▶ [Task description]: Please write the listing below out again exactly, leaving every picture behind.
◆ ◆ ◆ ◆
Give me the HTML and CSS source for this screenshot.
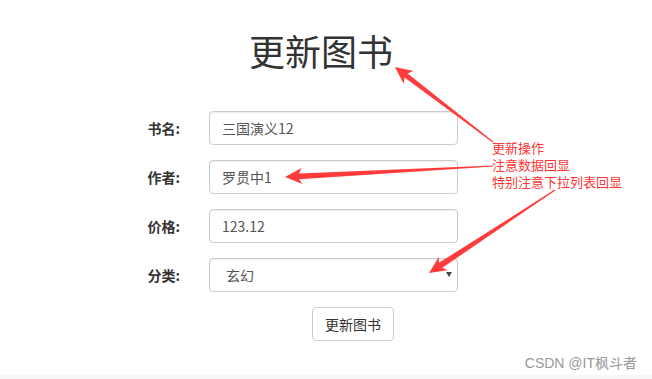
FILE: index.html
```html
<!DOCTYPE html>
<html lang="zh-CN">
<head>
  <meta charset="UTF-8">
  <meta name="viewport" content="width=device-width, initial-scale=1">
  <title>更新图书</title>
  <link rel="stylesheet" href="styles.css">
</head>
<body>
  <div class="page">
    <h1 class="title">更新图书</h1>

    <form class="book-form">
      <div class="form-row">
        <label for="name">书名:</label>
        <input class="field" id="name" type="text" value="三国演义12">
      </div>
      <div class="form-row">
        <label for="author">作者:</label>
        <input class="field" id="author" type="text" value="罗贯中1">
      </div>
      <div class="form-row">
        <label for="price">价格:</label>
        <input class="field" id="price" type="text" value="123.12">
      </div>
      <div class="form-row">
        <label for="type">分类:</label>
        <div class="select-wrap">
          <select class="field" id="type">
            <option>玄幻</option>
            <option>历史</option>
          </select>
        </div>
      </div>
      <div class="form-actions">
        <button type="button" class="btn">更新图书</button>
      </div>
    </form>

    <!-- annotations -->
    <div class="note">
      <div>更新操作</div>
      <div>注意数据回显</div>
      <div>特别注意下拉列表回显</div>
    </div>
    <svg class="arrows" width="652" height="379" viewBox="0 0 652 379">
      <polygon points="395,67 413.4,71 407.6,73.5 493.3,141.6 492.7,142.4 404.6,77.5 403.6,83.7"/>
      <polygon points="285,177 301.6,168.1 299,173.5 493,165.5 493,166.5 299.2,179.2 302.4,184.1"/>
      <polygon points="429,273 438.8,257 439.05,262.8 554.7,189.6 555.3,190.4 442.35,267.8 447.6,270.3"/>
    </svg>

    <div class="watermark">CSDN @IT枫斗者</div>
    <div class="bottom-strip"></div>
  </div>
</body>
</html>
```

FILE: styles.css
```css
:root {
  --text-color: #333;
  --field-text: #555;
  --border-color: #ccc;
  --note-red: #ff3535;
  --font-main: "Noto Sans CJK SC", "Noto Sans", "Liberation Sans", sans-serif;
}

body {
  margin: 0;
  font-family: var(--font-main);
  font-size: 14px;
  color: var(--text-color);
  background: #fff;
}

.page {
  position: relative;
  min-height: 379px;
  overflow: hidden;
}

.title {
  margin: 30px 0 0;
  padding-right: 10px;
  text-align: center;
  font-size: 36px;
  font-weight: 400;
  line-height: 40px;
}

.book-form {
  margin-top: 41px;
}

.form-row {
  display: flex;
  align-items: center;
  gap: 29px;
  margin-bottom: 15px;
}

.form-row label {
  flex: none;
  width: 180px;
  text-align: right;
  font-weight: bold;
  font-size: 14px;
}

.field {
  box-sizing: border-box;
  width: 249px;
  height: 34px;
  padding: 6px 12px;
  font-family: var(--font-main);
  font-size: 14px;
  color: var(--field-text);
  background: #fff;
  border: 1px solid var(--border-color);
  border-radius: 4px;
  box-shadow: inset 0 1px 1px rgba(0, 0, 0, 0.075);
  outline: none;
}

/* select avec petite flèche maison */
.select-wrap {
  position: relative;
  width: 249px;
}

.select-wrap select {
  appearance: none;
  -webkit-appearance: none;
  padding-left: 16px;
}

.select-wrap::after {
  content: "";
  position: absolute;
  right: 6px;
  top: 14px;
  border-left: 3px solid transparent;
  border-right: 3px solid transparent;
  border-top: 5px solid #444;
  pointer-events: none;
}

.form-actions {
  padding-left: 312px;
}

.btn {
  box-sizing: border-box;
  height: 34px;
  padding: 6px 12px;
  font-family: var(--font-main);
  font-size: 14px;
  color: var(--text-color);
  background: #fff;
  border: 1px solid var(--border-color);
  border-radius: 4px;
}

.note {
  position: absolute;
  left: 492px;
  top: 139px;
  font-size: 13px;
  color: var(--note-red);
}

.note div {
  height: 17px;
  line-height: 17px;
}

.arrows {
  position: absolute;
  left: 0;
  top: 0;
  fill: #ff3b3b;
  pointer-events: none;
}

.watermark {
  position: absolute;
  right: 15px;
  top: 352px;
  font-size: 14px;
  color: #999;
  font-family: "Liberation Sans", "Noto Sans CJK SC", sans-serif;
}

.bottom-strip {
  position: absolute;
  left: 0;
  right: 0;
  bottom: 0;
  height: 4px;
  background: #f7f7f7;
}
```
◆ ◆ ◆ ◆
▶ [Result of the task]:
Give me the HTML and CSS source for this screenshot.
FILE: index.html
```html
<!DOCTYPE html>
<html lang="zh-CN">
<head>
  <meta charset="UTF-8">
  <meta name="viewport" content="width=device-width, initial-scale=1">
  <title>更新图书</title>
  <link rel="stylesheet" href="styles.css">
</head>
<body>
  <div class="page">
    <h1 class="title">更新图书</h1>

    <form class="book-form">
      <div class="form-row">
        <label for="name">书名:</label>
        <input class="field" id="name" type="text" value="三国演义12">
      </div>
      <div class="form-row">
        <label for="author">作者:</label>
        <input class="field" id="author" type="text" value="罗贯中1">
      </div>
      <div class="form-row">
        <label for="price">价格:</label>
        <input class="field" id="price" type="text" value="123.12">
      </div>
      <div class="form-row">
        <label for="type">分类:</label>
        <div class="select-wrap">
          <select class="field" id="type">
            <option>玄幻</option>
            <option>历史</option>
          </select>
        </div>
      </div>
      <div class="form-actions">
        <button type="button" class="btn">更新图书</button>
      </div>
    </form>

    <!-- annotations -->
    <div class="note">
      <div>更新操作</div>
      <div>注意数据回显</div>
      <div>特别注意下拉列表回显</div>
    </div>
    <svg class="arrows" width="652" height="379" viewBox="0 0 652 379">
      <polygon points="395,67 413.4,71 407.6,73.5 493.3,141.6 492.7,142.4 404.6,77.5 403.6,83.7"/>
      <polygon points="285,177 301.6,168.1 299,173.5 493,165.5 493,166.5 299.2,179.2 302.4,184.1"/>
      <polygon points="429,273 438.8,257 439.05,262.8 554.7,189.6 555.3,190.4 442.35,267.8 447.6,270.3"/>
    </svg>

    <div class="watermark">CSDN @IT枫斗者</div>
    <div class="bottom-strip"></div>
  </div>
</body>
</html>
```

FILE: styles.css
```css
:root {
  --text-color: #333;
  --field-text: #555;
  --border-color: #ccc;
  --note-red: #ff3535;
  --font-main: "Noto Sans CJK SC", "Noto Sans", "Liberation Sans", sans-serif;
}

body {
  margin: 0;
  font-family: var(--font-main);
  font-size: 14px;
  color: var(--text-color);
  background: #fff;
}

.page {
  position: relative;
  min-height: 379px;
  overflow: hidden;
}

.title {
  margin: 30px 0 0;
  padding-right: 10px;
  text-align: center;
  font-size: 36px;
  font-weight: 400;
  line-height: 40px;
}

.book-form {
  margin-top: 41px;
}

.form-row {
  display: flex;
  align-items: center;
  gap: 29px;
  margin-bottom: 15px;
}

.form-row label {
  flex: none;
  width: 180px;
  text-align: right;
  font-weight: bold;
  font-size: 14px;
}

.field {
  box-sizing: border-box;
  width: 249px;
  height: 34px;
  padding: 6px 12px;
  font-family: var(--font-main);
  font-size: 14px;
  color: var(--field-text);
  background: #fff;
  border: 1px solid var(--border-color);
  border-radius: 4px;
  box-shadow: inset 0 1px 1px rgba(0, 0, 0, 0.075);
  outline: none;
}

/* select avec petite flèche maison */
.select-wrap {
  position: relative;
  width: 249px;
}

.select-wrap select {
  appearance: none;
  -webkit-appearance: none;
  padding-left: 16px;
}

.select-wrap::after {
  content: "";
  position: absolute;
  right: 6px;
  top: 14px;
  border-left: 3px solid transparent;
  border-right: 3px solid transparent;
  border-top: 5px solid #444;
  pointer-events: none;
}

.form-actions {
  padding-left: 312px;
}

.btn {
  box-sizing: border-box;
  height: 34px;
  padding: 6px 12px;
  font-family: var(--font-main);
  font-size: 14px;
  color: var(--text-color);
  background: #fff;
  border: 1px solid var(--border-color);
  border-radius: 4px;
}

.note {
  position: absolute;
  left: 492px;
  top: 139px;
  font-size: 13px;
  color: var(--note-red);
}

.note div {
  height: 17px;
  line-height: 17px;
}

.arrows {
  position: absolute;
  left: 0;
  top: 0;
  fill: #ff3b3b;
  pointer-events: none;
}

.watermark {
  position: absolute;
  right: 15px;
  top: 352px;
  font-size: 14px;
  color: #999;
  font-family: "Liberation Sans", "Noto Sans CJK SC", sans-serif;
}

.bottom-strip {
  position: absolute;
  left: 0;
  right: 0;
  bottom: 0;
  height: 4px;
  background: #f7f7f7;
}
```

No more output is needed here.